Deep learning-based end-to-end 3D depth recovery from a single-frame fringe pattern with the MSUNet++ network

Abstract

Deep learning (DL)-based single-frame fringe pattern to 3D depth reconstruction methods have aroused extensive research interest. The goal is to estimate high-precision 3D shape from a single frame of fringe pattern with limited information. Therefore, the purpose of this work attempts to propose an end-to-end DL-based 3D reconstruction method from the single fringe pattern with excellent capability of achieving high accuracy depth recovery and geometry details preservation of tested objects.

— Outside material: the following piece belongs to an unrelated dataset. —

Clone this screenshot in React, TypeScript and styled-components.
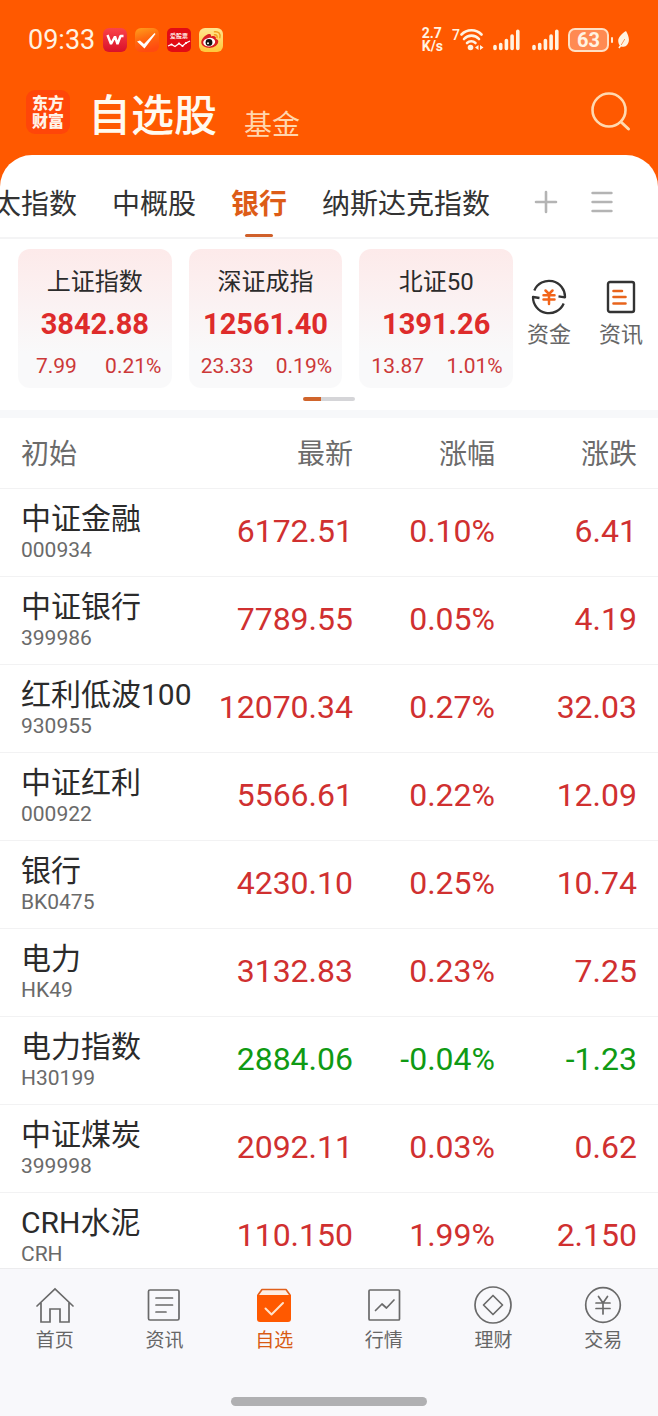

We construct a multi-scale feature fusion convolutional neural network (CNN) called MSUNet++, which incorporates discrete wavelet transform (DWT) in data preprocessing for extracting high-frequency signals of fringe patterns as input of the network. Additionally, a loss function that combines structural similarity with edge perception is established. Through these measures, high-frequency geometry details of the reconstruction results can be obviously enhanced, while the geometric shape can be effectively maintained. Ablation experiments are involved in validating the effectiveness of our proposed solution. 3D reconstructed results and analysis of generalization experiments on different tested samples imply that the proposed method in this research enjoys capabilities of higher accuracy, better detail preservation, and robustness in comparison with the compared methods.